> **Task requirements**
Return the lines below exactly, from the first line to the line that contains "sheet ---------- */". Leave out pictures.

— Start —

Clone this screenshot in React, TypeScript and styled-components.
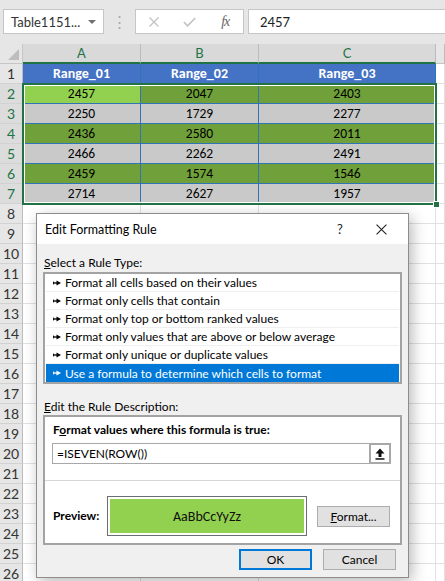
import React from "react";
import styled, { createGlobalStyle } from "styled-components";

const UI_FONT = `Lato, "Noto Sans", "Liberation Sans", sans-serif`;
const CELL_FONT = `Carlito, "Open Sans", "Liberation Sans", sans-serif`;

const GlobalStyle = createGlobalStyle`
  html, body {
    margin: 0;
    padding: 0;
    background: #ffffff;
  }
  body {
    font-family: ${UI_FONT};
    overflow: hidden;
  }
  * {
    box-sizing: border-box;
  }
`;

const Page = styled.div`
  position: relative;
  width: 445px;
  height: 581px;
  overflow: hidden;
  background: #ffffff;
`;

/* ---------- formula bar ---------- */

const FormulaBar = styled.div`
  display: flex;
  align-items: center;
  height: 44px;
  padding: 0 0 1px 3px;
  background: #e6e6e6;
`;

const NameBox = styled.div`
  display: flex;
  align-items: center;
  justify-content: space-between;
  width: 101px;
  height: 25px;
  padding: 0 7px 0 7px;
  background: #ffffff;
  border: 1px solid #c6c6c6;
  font-size: 13px;
  color: #333;
`;

const DropArrow = styled.span`
  width: 0;
  height: 0;
  border-left: 4px solid transparent;
  border-right: 4px solid transparent;
  border-top: 4px solid #707070;
`;

const Grip = styled.div`
  width: 31px;
  text-align: center;
  color: #a8a8a8;
  font-size: 15px;
  line-height: 1;
`;

const FxBox = styled.div`
  display: flex;
  width: 109px;
  height: 25px;
  background: #ffffff;
  border: 1px solid #c6c6c6;
`;

const FxSlot = styled.div`
  display: flex;
  align-items: center;
  justify-content: center;
  width: 36px;
  height: 100%;
`;

const FxText = styled.span`
  font-family: "Liberation Serif", serif;
  font-style: italic;
  font-size: 14px;
  color: #666;
  letter-spacing: -1px;
`;

const FormulaInput = styled.div`
  flex: 1;
  display: flex;
  align-items: center;
  height: 25px;
  margin-left: 4px;
  padding-left: 11px;
  background: #ffffff;
  border: 1px solid #c6c6c6;
  border-right: none;
  font-size: 13px;
  color: #222;
`;

/* ---------- sheet ---------- */

const Sheet = styled.div`
  display: grid;
  grid-template-columns: 23px 118px 118px 177px 1fr;
  grid-auto-rows: 20px;
  font-family: ${CELL_FONT};
`;

// every grid item gets an explicit slot so the selection overlay can share it
const Slot = styled.div<{ $r: number; $c: number }>`
  grid-row: ${({ $r }) => $r};
  grid-column: ${({ $c }) => $c};
`;

const Corner = styled(Slot)`
  position: relative;
  background: #e6e6e6;
  border-right: 1px solid #c6c6c6;
  border-bottom: 1px solid #c6c6c6;

  &::after {
    content: "";
    position: absolute;
    right: 3px;
    bottom: 3px;
    width: 11px;
    height: 11px;
    background: #bdbdbd;
    clip-path: polygon(100% 0, 100% 100%, 0 100%);
  }
`;

const ColHeader = styled(Slot)<{ $selected?: boolean }>`
  display: flex;
  align-items: center;
  justify-content: center;
  background: ${({ $selected }) => ($selected ? "#d9d9d9" : "#e6e6e6")};
  border-right: 1px solid #bcbcbc;
  border-bottom: ${({ $selected }) =>
    $selected ? "2px solid #217346" : "1px solid #c6c6c6"};
  color: ${({ $selected }) => ($selected ? "#217346" : "#444")};
  font-family: ${UI_FONT};
  font-size: 13px;
`;

const RowHeader = styled(Slot)<{ $selected?: boolean }>`
  display: flex;
  align-items: center;
  justify-content: center;
  background: ${({ $selected }) => ($selected ? "#dcdcdc" : "#e6e6e6")};
  border-right: 1px solid #bcbcbc;
  border-bottom: 1px solid #d2d2d2;
  color: ${({ $selected }) => ($selected ? "#217346" : "#333")};
  font-family: ${UI_FONT};
  font-size: 14px;
`;

type CellKind = "head" | "green" | "gray" | "active" | "blank";

const cellBg: Record<CellKind, string> = {
  head: "#4472c4",
  green: "#6fa03a",
  gray: "#c9c9c9",
  active: "#92d050",
  blank: "#ffffff",
};

const Cell = styled(Slot)<{ $kind: CellKind }>`
  display: flex;
  align-items: center;
  justify-content: center;
  background: ${({ $kind }) => cellBg[$kind]};
  color: ${({ $kind }) => ($kind === "head" ? "#ffffff" : "#000")};
  font-weight: ${({ $kind }) => ($kind === "head" ? 700 : 400)};
  font-size: ${({ $kind }) => ($kind === "head" ? "14px" : "13.5px")};
  border-right: 1px solid
    ${({ $kind }) => ($kind === "blank" ? "#e1e1e1" : "#2f75b5")};
  border-bottom: 1px solid
    ${({ $kind }) =>
      $kind === "blank" ? "#e1e1e1" : $kind === "head" ? "#4472c4" : "#2f75b5"};
`;

const Selection = styled.div`
  grid-row: 3 / 9;
  grid-column: 2 / 5;
  position: relative;
  margin: -1px -1px -1px -1px;
  border: 2px solid #217346;
  box-shadow: inset 0 0 0 1px #ffffff;
  pointer-events: none;
`;

const FillHandle = styled.span`
  position: absolute;
  right: -5px;
  bottom: -5px;
  width: 7px;
  height: 7px;
  background: #217346;
  border: 1px solid #ffffff;
`;

/* ---------- dialog ---------- */

const Dialog = styled.div`
  position: absolute;
  left: 36px;
  top: 213px;
  width: 373px;
  height: 365px;
  display: flex;
  flex-direction: column;
  background: #f0f0f0;
  border: 1px solid #8c8c8c;
  box-shadow: 3px 4px 14px rgba(0, 0, 0, 0.28);
  font-family: ${UI_FONT};
  font-size: 12px;
  color: #000;
`;

const TitleBar = styled.div`
  display: flex;
  align-items: center;
  height: 30px;
  padding-left: 8px;
  background: #ffffff;
`;

const Title = styled.div`
  flex: 1;
  font-size: 12.5px;
`;

const TitleButton = styled.div<{ $width: number }>`
  display: flex;
  align-items: center;
  justify-content: center;
  width: ${({ $width }) => $width}px;
  height: 30px;
  font-size: 13px;
  color: #222;
`;

const Body = styled.div`
  display: flex;
  flex-direction: column;
  padding: 0 6px;
`;

const SectionLabel = styled.div<{ $top: number }>`
  margin-top: ${({ $top }) => $top}px;
  padding-left: 1px;
  line-height: 16px;
`;

const ListBox = styled.div`
  margin-top: 1px;
  width: 359px;
  padding: 0 1px;
  background: #ffffff;
  border: 2px solid #a3a3a3;
`;

const ListItem = styled.div<{ $selected?: boolean }>`
  display: flex;
  align-items: center;
  gap: 4px;
  height: 18px;
  padding-left: 7px;
  background: ${({ $selected }) => ($selected ? "#0078d7" : "#ffffff")};
  color: ${({ $selected }) => ($selected ? "#ffffff" : "#000")};
  border-bottom: 1px solid
    ${({ $selected }) => ($selected ? "#0078d7" : "#efefef")};

  &:last-child {
    border-bottom: none;
  }
`;

const DescBox = styled.div`
  display: flex;
  flex-direction: column;
  width: 359px;
  height: 130px;
  background: #ffffff;
  border: 2px solid #a3a3a3;
`;

const BoldLabel = styled.div`
  font-weight: 700;
  line-height: 16px;
`;

const FormulaLabel = styled(BoldLabel)`
  padding: 5px 0 0 8px;
`;

const FormulaRow = styled.div`
  display: flex;
  width: 339px;
  height: 21px;
  margin: 5px 0 0 7px;
`;

const FormulaField = styled.div`
  flex: 1;
  display: flex;
  align-items: center;
  padding-left: 4px;
  border: 1px solid #a8a8a8;
  border-right: none;
  font-size: 12px;
`;

const CollapseButton = styled.div`
  display: flex;
  align-items: center;
  justify-content: center;
  width: 22px;
  background: #ffffff;
  border: 2px solid #a8a8a8;
`;

const Separator = styled.div`
  height: 1px;
  margin-top: 16px;
  background: #d6d6d6;
`;

const PreviewRow = styled.div`
  display: flex;
  align-items: center;
  margin-top: 15px;
  padding-left: 8px;
`;

const PreviewLabel = styled(BoldLabel)`
  width: 54px;
`;

const PreviewBox = styled.div`
  width: 200px;
  height: 40px;
  padding: 2px;
  background: #ffffff;
  border: 1px solid #6e6e6e;
`;

const PreviewFill = styled.div`
  display: flex;
  align-items: center;
  justify-content: center;
  height: 100%;
  background: #92d050;
  font-family: ${CELL_FONT};
  font-size: 14px;
  color: #111;
`;

const Button = styled.div<{ $primary?: boolean }>`
  display: flex;
  align-items: center;
  justify-content: center;
  width: 73px;
  height: 21px;
  background: #e1e1e1;
  border: ${({ $primary }) =>
    $primary ? "2px solid #0078d7" : "1px solid #adadad"};
  font-size: 12px;
  color: #000;
`;

const FormatButton = styled(Button)`
  margin-left: 10px;
`;

const ButtonRow = styled.div`
  display: flex;
  justify-content: flex-end;
  gap: 11px;
  margin-top: 4px;
  padding-right: 12px;
`;

/* ---------- icons ---------- */

const Bullet = ({ color }: { color: string }) => (
  <svg width="8" height="6" viewBox="0 0 8 6">
    <path d="M0.5 3H4" stroke={color} strokeWidth="1.3" />
    <path d="M3.5 0.6L8 3L3.5 5.4Z" fill={color} />
    <path d="M0.6 1.6V4.4" stroke={color} strokeWidth="1" />
  </svg>
);

const CrossIcon = ({ size, color, width }: { size: number; color: string; width: number }) => (
  <svg width={size} height={size} viewBox="0 0 10 10">
    <path d="M0.5 0.5L9.5 9.5M9.5 0.5L0.5 9.5" stroke={color} strokeWidth={width} />
  </svg>
);

const CheckIcon = () => (
  <svg width="13" height="10" viewBox="0 0 13 10">
    <path d="M0.8 5L4.6 8.8L12.2 1" stroke="#c2c2c2" strokeWidth="1.6" fill="none" />
  </svg>
);

const UpArrowIcon = () => (
  <svg width="10" height="12" viewBox="0 0 10 12">
    <path d="M5 0.5L9.5 5.5H6.5V9H3.5V5.5H0.5Z" fill="#111" />
    <rect x="0.5" y="10.2" width="9" height="1.5" fill="#111" />
  </svg>
);

/* ---------- data ---------- */

const headers = ["Range_01", "Range_02", "Range_03"];
const rows = [
  [2457, 2047, 2403],
  [2250, 1729, 2277],
  [2436, 2580, 2011],
  [2466, 2262, 2491],
  [2459, 1574, 1546],
  [2714, 2627, 1957],
];

const ruleTypes = [
  "Format all cells based on their values",
  "Format only cells that contain",
  "Format only top or bottom ranked values",
  "Format only values that are above or below average",
  "Format only unique or duplicate values",
  "Use a formula to determine which cells to format",
];

const TOTAL_ROWS = 27;

const App = () => {
  const sheetRows: React.ReactNode[] = [];

  for (let r = 1; r <= TOTAL_ROWS; r++) {
    const gridRow = r + 1;
    const selected = r >= 2 && r <= 7;
    sheetRows.push(
      <RowHeader key={`h${r}`} $r={gridRow} $c={1} $selected={selected}>
        {r}
      </RowHeader>
    );
    for (let c = 0; c < 3; c++) {
      let kind: CellKind = "blank";
      let text: React.ReactNode = null;
      if (r === 1) {
        kind = "head";
        text = headers[c];
      } else if (r <= 7) {
        const even = r % 2 === 0;
        kind = r === 2 && c === 0 ? "active" : even ? "green" : "gray";
        text = rows[r - 2][c];
      }
      sheetRows.push(
        <Cell key={`c${r}-${c}`} $r={gridRow} $c={c + 2} $kind={kind}>
          {text}
        </Cell>
      );
    }
    sheetRows.push(<Cell key={`x${r}`} $r={gridRow} $c={5} $kind="blank" />);
  }

  return (
    <Page>
      <GlobalStyle />
      <FormulaBar>
        <NameBox>
          <span>Table1151...</span>
          <DropArrow />
        </NameBox>
        <Grip>⋮</Grip>
        <FxBox>
          <FxSlot>
            <CrossIcon size={10} color="#c2c2c2" width={1.3} />
          </FxSlot>
          <FxSlot>
            <CheckIcon />
          </FxSlot>
          <FxSlot>
            <FxText>fx</FxText>
          </FxSlot>
        </FxBox>
        <FormulaInput>2457</FormulaInput>
      </FormulaBar>

      <Sheet>
        <Corner $r={1} $c={1} />
        <ColHeader $r={1} $c={2} $selected>A</ColHeader>
        <ColHeader $r={1} $c={3} $selected>B</ColHeader>
        <ColHeader $r={1} $c={4} $selected>C</ColHeader>
        <ColHeader $r={1} $c={5} />
        {sheetRows}
        <Selection>
          <FillHandle />
        </Selection>
      </Sheet>

      <Dialog>
        <TitleBar>
          <Title>Edit Formatting Rule</Title>
          <TitleButton $width={30}>?</TitleButton>
          <TitleButton $width={53}>
            <CrossIcon size={11} color="#222" width={1} />
          </TitleButton>
        </TitleBar>
        <Body>
          <SectionLabel $top={11}>
            <u>S</u>elect a Rule Type:
          </SectionLabel>
          <ListBox>
            {ruleTypes.map((t, i) => {
              const sel = i === ruleTypes.length - 1;
              return (
                <ListItem key={t} $selected={sel}>
                  <Bullet color={sel ? "#ffffff" : "#000000"} />
                  {t}
                </ListItem>
              );
            })}
          </ListBox>
          <SectionLabel $top={15}>
            <u>E</u>dit the Rule Description:
          </SectionLabel>
          <DescBox>
            <FormulaLabel>
              F<u>o</u>rmat values where this formula is true:
            </FormulaLabel>
            <FormulaRow>
              <FormulaField>=ISEVEN(ROW())</FormulaField>
              <CollapseButton>
                <UpArrowIcon />
              </CollapseButton>
            </FormulaRow>
            <Separator />
            <PreviewRow>
              <PreviewLabel>Preview:</PreviewLabel>
              <PreviewBox>
                <PreviewFill>AaBbCcYyZz</PreviewFill>
              </PreviewBox>
              <FormatButton>
                <span>
                  <u>F</u>ormat...
                </span>
              </FormatButton>
            </PreviewRow>
          </DescBox>
        </Body>
        <ButtonRow>
          <Button $primary>OK</Button>
          <Button>Cancel</Button>
        </ButtonRow>
      </Dialog>
    </Page>
  );
};

export default App;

— End —

> **Answer to the task**
Clone this screenshot in React, TypeScript and styled-components.
import React from "react";
import styled, { createGlobalStyle } from "styled-components";

const UI_FONT = `Lato, "Noto Sans", "Liberation Sans", sans-serif`;
const CELL_FONT = `Carlito, "Open Sans", "Liberation Sans", sans-serif`;

const GlobalStyle = createGlobalStyle`
  html, body {
    margin: 0;
    padding: 0;
    background: #ffffff;
  }
  body {
    font-family: ${UI_FONT};
    overflow: hidden;
  }
  * {
    box-sizing: border-box;
  }
`;

const Page = styled.div`
  position: relative;
  width: 445px;
  height: 581px;
  overflow: hidden;
  background: #ffffff;
`;

/* ---------- formula bar ---------- */

const FormulaBar = styled.div`
  display: flex;
  align-items: center;
  height: 44px;
  padding: 0 0 1px 3px;
  background: #e6e6e6;
`;

const NameBox = styled.div`
  display: flex;
  align-items: center;
  justify-content: space-between;
  width: 101px;
  height: 25px;
  padding: 0 7px 0 7px;
  background: #ffffff;
  border: 1px solid #c6c6c6;
  font-size: 13px;
  color: #333;
`;

const DropArrow = styled.span`
  width: 0;
  height: 0;
  border-left: 4px solid transparent;
  border-right: 4px solid transparent;
  border-top: 4px solid #707070;
`;

const Grip = styled.div`
  width: 31px;
  text-align: center;
  color: #a8a8a8;
  font-size: 15px;
  line-height: 1;
`;

const FxBox = styled.div`
  display: flex;
  width: 109px;
  height: 25px;
  background: #ffffff;
  border: 1px solid #c6c6c6;
`;

const FxSlot = styled.div`
  display: flex;
  align-items: center;
  justify-content: center;
  width: 36px;
  height: 100%;
`;

const FxText = styled.span`
  font-family: "Liberation Serif", serif;
  font-style: italic;
  font-size: 14px;
  color: #666;
  letter-spacing: -1px;
`;

const FormulaInput = styled.div`
  flex: 1;
  display: flex;
  align-items: center;
  height: 25px;
  margin-left: 4px;
  padding-left: 11px;
  background: #ffffff;
  border: 1px solid #c6c6c6;
  border-right: none;
  font-size: 13px;
  color: #222;
`;

/* ---------- sheet ---------- */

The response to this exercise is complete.